While the stated objective is to set up “Indian medical colleges” for indigenous medical practices, the report also focuses on the way to bring Sanskrit and Ayurveda into the modern medical curriculum.
As for modern medicine, many of its technical terms are based on Latin since its inception. There was even a period when Latin was included in its curriculum. It is in that context that the importance of their demand must be understood.
Finally, the committee submitted its report and the responsibility of implementing it came on the Provincial government.
Subsequently, the “School of Indian Medicine”, was flagged off on November 3, 1924, and finally opened on January 6, 1925, under the leadership of Srinivasamurti. It offered a four-year indigenous medicine course, at the end of which an LIM certificate was awarded.
But the report’s immediate recommendation to place Sanskrit as a subject under modern medicine was not implemented.
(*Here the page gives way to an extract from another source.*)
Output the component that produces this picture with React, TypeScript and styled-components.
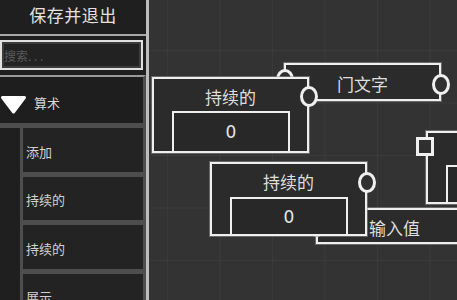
import React from "react";
import styled, { createGlobalStyle } from "styled-components";

const Global = createGlobalStyle`
  html, body { margin: 0; padding: 0; background: #333; overflow: hidden; }
  #root { width: 457px; height: 300px; }
  * { box-sizing: border-box; }
`;

const FONT = `"Noto Sans CJK SC", "Noto Sans", "DejaVu Sans", sans-serif`;

const Screen = styled.div`
  display: flex;
  width: 457px;
  height: 300px;
  font-family: ${FONT};
  overflow: hidden;
`;

const Sidebar = styled.aside`
  width: 149px;
  flex: none;
  height: 300px;
  background: #1f1f1f;
  border-right: 3px solid #bdbdbd;
  display: flex;
  flex-direction: column;
  overflow: hidden;
  position: relative;
  z-index: 2;
  & > * { flex: none; }
`;

const TitleBar = styled.div`
  height: 36px;
  display: flex;
  align-items: center;
  justify-content: center;
  padding-bottom: 6px;
  color: #e2e2e2;
  font-size: 17px;
  letter-spacing: 0.5px;
  border-bottom: 2px solid #a8a8a8;
`;

const SearchWrap = styled.div`
  padding: 4px 3px 5px 0;
`;

const SearchBox = styled.div`
  height: 30px;
  border: 2px solid #e0e0e0;
  box-shadow: inset 0 0 0 2px #3c3c3c;
  background: #222;
  display: flex;
  align-items: center;
  padding-left: 2px;
  color: #5a5a5a;
  font-size: 12px;
`;

const CategoryHeader = styled.div`
  height: 53px;
  border-top: 2px solid #9a9a9a;
  border-right: 3px solid #4e4e4e;
  border-bottom: 5px solid #4e4e4e;
  background: #1e1e1e;
  display: flex;
  align-items: center;
  padding-top: 5px;
  gap: 7px;
  color: #d8d8d8;
  font-size: 13px;
`;

const ItemList = styled.div`
  display: flex;
  flex-direction: column;
  padding-left: 20px;
`;

const Item = styled.div`
  height: 48.5px;
  flex: none;
  border-left: 3px solid #4e4e4e;
  border-right: 3px solid #4e4e4e;
  border-bottom: 5px solid #4e4e4e;
  background: #232323;
  display: flex;
  align-items: center;
  padding: 3px 0 0 3px;
  color: #d2d2d2;
  font-size: 13px;
`;

const Canvas = styled.main`
  position: relative;
  flex: 1;
  height: 300px;
  background-color: #333333;
  background-image:
    linear-gradient(to right, rgba(255, 255, 255, 0.035) 1px, transparent 1px),
    linear-gradient(to bottom, rgba(255, 255, 255, 0.035) 1px, transparent 1px);
  background-size: 52.5px 52.5px;
  background-position: 18px 50px;
  overflow: hidden;
`;

const Node = styled.div<{ $x: number; $y: number; $h: number }>`
  position: absolute;
  left: ${(p) => p.$x}px;
  top: ${(p) => p.$y}px;
  width: 157px;
  height: ${(p) => p.$h}px;
  background: #2b2b2b;
  border: 2px solid #efefef;
  box-shadow: 0 0 0 1px rgba(150, 150, 150, 0.55);
  display: flex;
  flex-direction: column;
  color: #dedede;
`;

const NodeTitle = styled.div<{ $h?: number }>`
  height: ${(p) => (p.$h ? `${p.$h}px` : "auto")};
  flex: ${(p) => (p.$h ? "none" : "1")};
  display: flex;
  align-items: center;
  justify-content: center;
  padding-top: 2px;
  font-size: 17px;
  white-space: nowrap;
`;

const ValueBox = styled.div`
  flex: 1;
  margin: 0 17px 0 18px;
  border: 2px solid #efefef;
  border-bottom: none;
  background: #282828;
  display: flex;
  align-items: center;
  justify-content: center;
  font-family: "DejaVu Sans", sans-serif;
  font-size: 17px;
  color: #e6e6e6;
`;

const Port = styled.div<{ $left: number; $top: number; $square?: boolean }>`
  position: absolute;
  width: 18px;
  height: ${(p) => (p.$square ? 19 : 21)}px;
  left: ${(p) => p.$left - 9}px;
  top: ${(p) => p.$top - (p.$square ? 9.5 : 10.5)}px;
  border: 3px solid #f0f0f0;
  border-radius: ${(p) => (p.$square ? "0" : "50%")};
  background: #303030;
`;

const Triangle = () => (
  <svg width="27" height="20" viewBox="0 0 27 20" style={{ marginLeft: 0, marginTop: 4 }}>
    <polygon
      points="2.5,2.5 24.5,2.5 13.5,17"
      fill="#ffffff"
      stroke="#ffffff"
      strokeWidth="3"
      strokeLinejoin="round"
    />
  </svg>
);

export default function App() {
  return (
    <>
      <Global />
      <Screen>
        <Sidebar>
          <TitleBar>保存并退出</TitleBar>
          <SearchWrap>
            <SearchBox>搜索. . .</SearchBox>
          </SearchWrap>
          <CategoryHeader>
            <Triangle />
            <span>算术</span>
          </CategoryHeader>
          <ItemList>
            <Item>添加</Item>
            <Item>持续的</Item>
            <Item>持续的</Item>
            <Item>展示</Item>
          </ItemList>
        </Sidebar>
        <Canvas>
          {/* 门文字 node, partly behind the first 持续的 node */}
          <Node $x={135} $y={63} $h={38}>
            <NodeTitle>门文字</NodeTitle>
            <Port $left={-1} $top={14} />
            <Port $left={155} $top={19} />
          </Node>
          <Node $x={3} $y={77} $h={76}>
            <NodeTitle $h={32}>持续的</NodeTitle>
            <ValueBox>0</ValueBox>
            <Port $left={155} $top={17} />
          </Node>
          {/* 输入值 node behind second 持续的 */}
          <Node $x={167} $y={208} $h={36}>
            <NodeTitle>输入值</NodeTitle>
            <Port $left={-1} $top={16} />
          </Node>
          <Node $x={61} $y={162} $h={74}>
            <NodeTitle $h={33}>持续的</NodeTitle>
            <ValueBox>0</ValueBox>
            <Port $left={155} $top={18} />
          </Node>
          {/* node running off the right edge; its labels lie outside the view */}
          <Node $x={277} $y={131} $h={73}>
            <NodeTitle $h={32} />
            <ValueBox />
            <Port $left={-3} $top={13} $square />
          </Node>
        </Canvas>
      </Screen>
    </>
  );
}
It is clear that despite the internal contradictions of the Justice Party and the compromises made by the provincial government, it could manage to resist the demand.
As for whether Ki Aa Pe Viswanatham’s statement “they removed the need to have knowledge of Sanskrit to be eligible for medical degree” being about medical entrance, there is no such evidence found to substantiate such a claim.
But if the question is whether there could have been a mandate on those preparing to become allopathy doctors to also clear Sanskrit exam, the answer is that the possibility was very much there if the committee’s report were to be implemented in full. The committee report had made Sanskrit competency mandatory, but the provincial government managed to exclude the demand of bringing Sanskrit into the allopathic curriculum.
Hence we can conclude that what K Aa Pe meant would be to this effect.